» **GIVEN PROBLEM**
Copy from the first line below down to and including the line with "const COLUMNS = '60px". Skip the pictures.

» **EXTRACTED DATA**
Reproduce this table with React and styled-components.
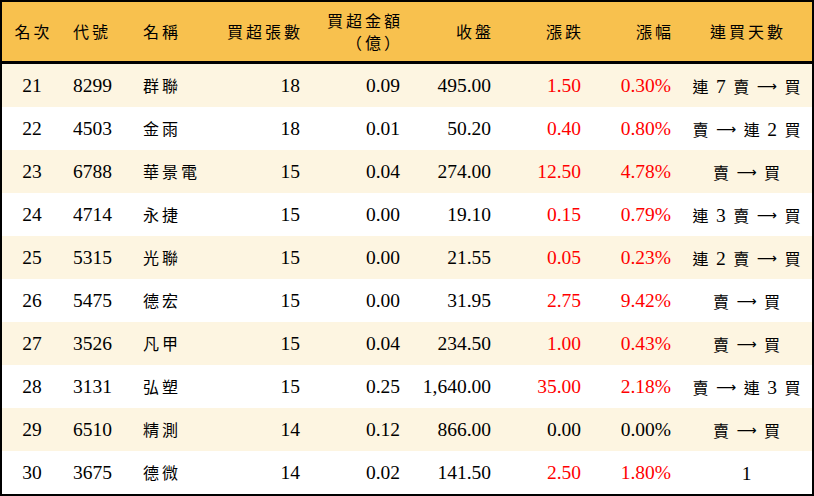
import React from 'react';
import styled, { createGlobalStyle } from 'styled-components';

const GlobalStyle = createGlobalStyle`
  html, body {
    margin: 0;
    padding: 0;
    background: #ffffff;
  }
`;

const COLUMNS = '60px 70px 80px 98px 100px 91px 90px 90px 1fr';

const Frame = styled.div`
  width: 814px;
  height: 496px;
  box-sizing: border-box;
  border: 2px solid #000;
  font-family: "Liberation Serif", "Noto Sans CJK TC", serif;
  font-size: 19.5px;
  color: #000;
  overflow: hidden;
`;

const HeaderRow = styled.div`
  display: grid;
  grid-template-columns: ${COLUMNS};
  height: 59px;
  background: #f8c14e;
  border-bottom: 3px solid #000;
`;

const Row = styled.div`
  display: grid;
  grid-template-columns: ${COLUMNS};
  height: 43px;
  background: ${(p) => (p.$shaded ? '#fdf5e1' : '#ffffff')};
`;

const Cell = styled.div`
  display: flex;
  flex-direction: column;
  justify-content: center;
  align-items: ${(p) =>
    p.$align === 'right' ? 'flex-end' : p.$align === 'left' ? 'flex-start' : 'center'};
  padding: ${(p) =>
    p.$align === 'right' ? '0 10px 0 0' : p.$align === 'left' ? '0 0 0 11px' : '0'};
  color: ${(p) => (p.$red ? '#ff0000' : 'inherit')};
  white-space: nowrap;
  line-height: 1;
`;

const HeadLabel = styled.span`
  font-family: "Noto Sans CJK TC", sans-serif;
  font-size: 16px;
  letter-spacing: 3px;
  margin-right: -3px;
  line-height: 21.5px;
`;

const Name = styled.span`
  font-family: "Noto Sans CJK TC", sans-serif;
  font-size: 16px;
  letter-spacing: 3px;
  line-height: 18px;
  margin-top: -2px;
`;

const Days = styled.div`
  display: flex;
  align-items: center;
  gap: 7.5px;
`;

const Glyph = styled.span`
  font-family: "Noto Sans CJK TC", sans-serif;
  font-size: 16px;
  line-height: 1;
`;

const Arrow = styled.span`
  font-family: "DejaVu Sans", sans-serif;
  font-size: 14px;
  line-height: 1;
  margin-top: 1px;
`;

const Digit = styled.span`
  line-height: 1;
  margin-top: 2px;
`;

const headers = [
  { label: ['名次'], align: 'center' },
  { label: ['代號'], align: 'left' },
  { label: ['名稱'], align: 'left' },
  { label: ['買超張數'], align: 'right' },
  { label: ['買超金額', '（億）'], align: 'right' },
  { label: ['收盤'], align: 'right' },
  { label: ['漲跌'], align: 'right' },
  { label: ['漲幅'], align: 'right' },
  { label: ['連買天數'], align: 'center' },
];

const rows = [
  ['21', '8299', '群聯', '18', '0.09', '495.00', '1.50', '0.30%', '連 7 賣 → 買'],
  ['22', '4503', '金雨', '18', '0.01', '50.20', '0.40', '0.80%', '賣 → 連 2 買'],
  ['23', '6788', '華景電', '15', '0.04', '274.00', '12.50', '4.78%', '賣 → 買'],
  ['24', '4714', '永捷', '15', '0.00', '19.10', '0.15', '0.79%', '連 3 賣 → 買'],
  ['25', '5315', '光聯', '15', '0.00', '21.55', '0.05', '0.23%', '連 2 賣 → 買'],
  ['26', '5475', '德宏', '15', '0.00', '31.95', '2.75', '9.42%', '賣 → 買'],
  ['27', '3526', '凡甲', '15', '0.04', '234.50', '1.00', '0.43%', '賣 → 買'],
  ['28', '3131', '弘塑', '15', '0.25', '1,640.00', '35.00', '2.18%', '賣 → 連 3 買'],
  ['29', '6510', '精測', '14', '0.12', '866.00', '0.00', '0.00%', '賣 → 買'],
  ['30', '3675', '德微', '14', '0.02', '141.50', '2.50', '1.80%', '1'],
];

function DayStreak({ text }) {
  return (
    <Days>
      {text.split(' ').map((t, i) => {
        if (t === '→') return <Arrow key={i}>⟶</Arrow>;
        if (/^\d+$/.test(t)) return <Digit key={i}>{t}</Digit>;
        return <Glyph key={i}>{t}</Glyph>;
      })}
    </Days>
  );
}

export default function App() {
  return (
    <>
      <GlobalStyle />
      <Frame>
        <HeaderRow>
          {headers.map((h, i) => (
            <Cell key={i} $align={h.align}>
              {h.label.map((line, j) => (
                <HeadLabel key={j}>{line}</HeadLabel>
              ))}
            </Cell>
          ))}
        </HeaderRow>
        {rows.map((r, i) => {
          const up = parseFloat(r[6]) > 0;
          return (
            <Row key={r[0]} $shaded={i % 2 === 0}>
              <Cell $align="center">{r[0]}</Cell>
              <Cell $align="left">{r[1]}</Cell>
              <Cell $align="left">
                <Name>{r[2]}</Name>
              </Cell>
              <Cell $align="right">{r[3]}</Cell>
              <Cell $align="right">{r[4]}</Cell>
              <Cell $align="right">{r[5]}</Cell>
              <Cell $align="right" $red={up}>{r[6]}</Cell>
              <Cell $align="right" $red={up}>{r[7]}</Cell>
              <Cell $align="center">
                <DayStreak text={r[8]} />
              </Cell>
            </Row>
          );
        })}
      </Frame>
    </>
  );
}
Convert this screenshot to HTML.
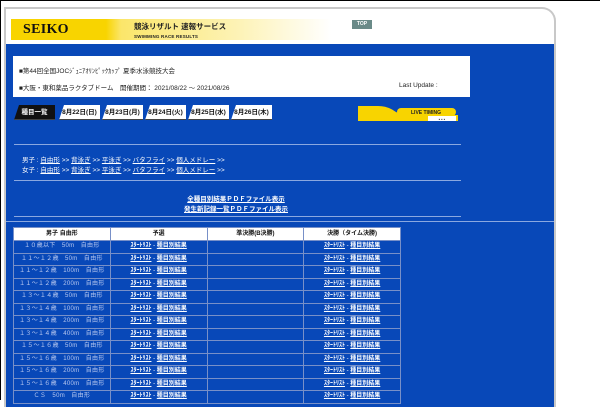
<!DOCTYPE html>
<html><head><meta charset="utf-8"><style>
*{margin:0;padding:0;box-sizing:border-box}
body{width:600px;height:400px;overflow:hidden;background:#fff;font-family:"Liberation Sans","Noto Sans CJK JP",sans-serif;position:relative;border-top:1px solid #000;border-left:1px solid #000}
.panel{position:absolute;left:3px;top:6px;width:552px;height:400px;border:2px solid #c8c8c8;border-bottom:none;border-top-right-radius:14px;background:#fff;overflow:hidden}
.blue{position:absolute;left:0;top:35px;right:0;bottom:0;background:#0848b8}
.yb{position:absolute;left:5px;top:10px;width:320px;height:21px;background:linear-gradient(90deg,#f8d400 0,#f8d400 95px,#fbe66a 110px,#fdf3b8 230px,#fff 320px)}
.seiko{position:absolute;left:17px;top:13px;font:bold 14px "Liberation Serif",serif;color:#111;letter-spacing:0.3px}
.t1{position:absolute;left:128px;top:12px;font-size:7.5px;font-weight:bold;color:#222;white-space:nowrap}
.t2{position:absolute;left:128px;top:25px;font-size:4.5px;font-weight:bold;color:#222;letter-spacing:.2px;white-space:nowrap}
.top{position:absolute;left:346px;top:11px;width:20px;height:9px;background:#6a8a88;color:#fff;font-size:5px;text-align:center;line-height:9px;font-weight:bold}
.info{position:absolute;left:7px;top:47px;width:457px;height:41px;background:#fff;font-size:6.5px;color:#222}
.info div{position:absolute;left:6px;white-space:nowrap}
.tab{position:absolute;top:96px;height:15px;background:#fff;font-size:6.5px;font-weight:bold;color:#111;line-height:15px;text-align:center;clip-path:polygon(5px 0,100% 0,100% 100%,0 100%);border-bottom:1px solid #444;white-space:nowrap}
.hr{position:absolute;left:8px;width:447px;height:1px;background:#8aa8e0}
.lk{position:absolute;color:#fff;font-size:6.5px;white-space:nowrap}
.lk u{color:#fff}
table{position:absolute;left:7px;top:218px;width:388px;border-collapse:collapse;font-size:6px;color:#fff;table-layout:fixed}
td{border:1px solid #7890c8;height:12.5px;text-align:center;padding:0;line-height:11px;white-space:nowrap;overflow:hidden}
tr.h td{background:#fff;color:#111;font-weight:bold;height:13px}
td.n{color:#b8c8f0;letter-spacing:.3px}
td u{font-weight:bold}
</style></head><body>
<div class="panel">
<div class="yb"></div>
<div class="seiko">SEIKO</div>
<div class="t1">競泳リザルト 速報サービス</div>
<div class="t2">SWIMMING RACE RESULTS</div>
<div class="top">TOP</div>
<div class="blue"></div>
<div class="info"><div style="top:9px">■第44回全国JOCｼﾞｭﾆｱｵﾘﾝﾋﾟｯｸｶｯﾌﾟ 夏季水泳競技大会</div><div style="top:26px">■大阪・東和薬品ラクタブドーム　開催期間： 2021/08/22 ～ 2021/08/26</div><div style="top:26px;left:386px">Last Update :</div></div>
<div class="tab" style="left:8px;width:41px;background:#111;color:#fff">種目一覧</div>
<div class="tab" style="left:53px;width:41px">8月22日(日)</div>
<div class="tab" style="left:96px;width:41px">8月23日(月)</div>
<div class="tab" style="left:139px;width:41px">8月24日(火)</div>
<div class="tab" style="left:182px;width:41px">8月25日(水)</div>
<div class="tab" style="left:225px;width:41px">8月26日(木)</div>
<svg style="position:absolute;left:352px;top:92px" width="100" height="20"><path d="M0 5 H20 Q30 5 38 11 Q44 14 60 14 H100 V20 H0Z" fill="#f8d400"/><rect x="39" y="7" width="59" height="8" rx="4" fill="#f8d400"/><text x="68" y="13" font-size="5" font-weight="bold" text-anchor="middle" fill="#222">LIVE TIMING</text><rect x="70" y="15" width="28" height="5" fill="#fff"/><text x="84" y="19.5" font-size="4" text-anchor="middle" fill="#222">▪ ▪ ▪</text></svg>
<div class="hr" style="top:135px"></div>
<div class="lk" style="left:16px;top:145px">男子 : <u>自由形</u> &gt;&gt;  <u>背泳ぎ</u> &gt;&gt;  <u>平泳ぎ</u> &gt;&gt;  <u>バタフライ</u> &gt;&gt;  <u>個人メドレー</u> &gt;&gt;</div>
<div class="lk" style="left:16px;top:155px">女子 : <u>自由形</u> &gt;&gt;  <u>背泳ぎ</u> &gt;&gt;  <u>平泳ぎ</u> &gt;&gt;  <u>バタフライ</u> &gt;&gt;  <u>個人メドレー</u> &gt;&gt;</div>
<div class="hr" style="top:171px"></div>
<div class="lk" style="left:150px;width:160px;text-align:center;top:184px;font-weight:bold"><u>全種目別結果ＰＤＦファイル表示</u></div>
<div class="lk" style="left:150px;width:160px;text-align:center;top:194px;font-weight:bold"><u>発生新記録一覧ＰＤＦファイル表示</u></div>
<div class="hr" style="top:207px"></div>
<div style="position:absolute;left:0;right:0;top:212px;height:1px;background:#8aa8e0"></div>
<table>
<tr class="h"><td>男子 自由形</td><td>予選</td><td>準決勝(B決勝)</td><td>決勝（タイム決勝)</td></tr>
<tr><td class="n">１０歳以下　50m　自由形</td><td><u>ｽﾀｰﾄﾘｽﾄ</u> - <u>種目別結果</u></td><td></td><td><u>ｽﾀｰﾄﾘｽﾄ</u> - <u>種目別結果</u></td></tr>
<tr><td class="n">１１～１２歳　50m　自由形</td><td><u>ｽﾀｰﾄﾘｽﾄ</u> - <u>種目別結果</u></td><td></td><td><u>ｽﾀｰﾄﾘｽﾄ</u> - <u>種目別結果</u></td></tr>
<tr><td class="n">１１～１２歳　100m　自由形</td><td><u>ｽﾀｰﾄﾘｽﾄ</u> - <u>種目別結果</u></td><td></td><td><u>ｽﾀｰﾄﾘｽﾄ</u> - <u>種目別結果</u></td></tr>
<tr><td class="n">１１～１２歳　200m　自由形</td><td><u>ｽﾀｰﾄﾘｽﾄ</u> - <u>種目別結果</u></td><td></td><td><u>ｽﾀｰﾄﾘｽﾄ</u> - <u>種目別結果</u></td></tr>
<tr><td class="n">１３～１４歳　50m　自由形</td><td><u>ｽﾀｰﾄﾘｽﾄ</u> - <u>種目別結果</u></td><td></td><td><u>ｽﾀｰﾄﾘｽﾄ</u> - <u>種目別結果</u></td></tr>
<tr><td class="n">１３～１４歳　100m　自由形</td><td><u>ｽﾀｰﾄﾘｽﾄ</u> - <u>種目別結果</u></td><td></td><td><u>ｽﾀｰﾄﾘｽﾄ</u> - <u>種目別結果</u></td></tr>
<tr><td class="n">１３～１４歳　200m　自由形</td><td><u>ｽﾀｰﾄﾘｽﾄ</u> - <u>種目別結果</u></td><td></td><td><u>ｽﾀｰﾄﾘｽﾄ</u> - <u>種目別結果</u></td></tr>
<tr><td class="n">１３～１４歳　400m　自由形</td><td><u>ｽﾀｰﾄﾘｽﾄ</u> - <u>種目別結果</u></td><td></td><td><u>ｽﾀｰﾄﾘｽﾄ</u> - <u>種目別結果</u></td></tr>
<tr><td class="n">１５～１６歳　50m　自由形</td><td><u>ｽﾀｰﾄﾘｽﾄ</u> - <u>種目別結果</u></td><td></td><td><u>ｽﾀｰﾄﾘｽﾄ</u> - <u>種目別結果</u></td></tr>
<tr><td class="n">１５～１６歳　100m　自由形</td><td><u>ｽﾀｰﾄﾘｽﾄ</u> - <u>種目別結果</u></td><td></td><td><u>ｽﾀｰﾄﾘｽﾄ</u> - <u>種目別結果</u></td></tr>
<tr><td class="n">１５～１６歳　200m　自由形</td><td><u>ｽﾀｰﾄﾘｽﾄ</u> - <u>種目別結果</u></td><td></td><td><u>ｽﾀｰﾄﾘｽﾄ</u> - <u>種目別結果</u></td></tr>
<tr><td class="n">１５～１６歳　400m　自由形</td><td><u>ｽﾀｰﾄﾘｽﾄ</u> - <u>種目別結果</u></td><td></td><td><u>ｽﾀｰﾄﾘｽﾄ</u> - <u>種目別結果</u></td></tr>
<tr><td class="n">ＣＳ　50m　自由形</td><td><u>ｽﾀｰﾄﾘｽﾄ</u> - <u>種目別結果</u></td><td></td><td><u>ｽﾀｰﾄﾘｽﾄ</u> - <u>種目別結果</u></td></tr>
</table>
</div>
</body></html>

» **SOLUTION FOR THIS PROBLEM**
Reproduce this table with React and styled-components.
import React from 'react';
import styled, { createGlobalStyle } from 'styled-components';

const GlobalStyle = createGlobalStyle`
  html, body {
    margin: 0;
    padding: 0;
    background: #ffffff;
  }
`;

const COLUMNS = '60px 70px 80px 98px 100px 91px 90px 90px 1fr';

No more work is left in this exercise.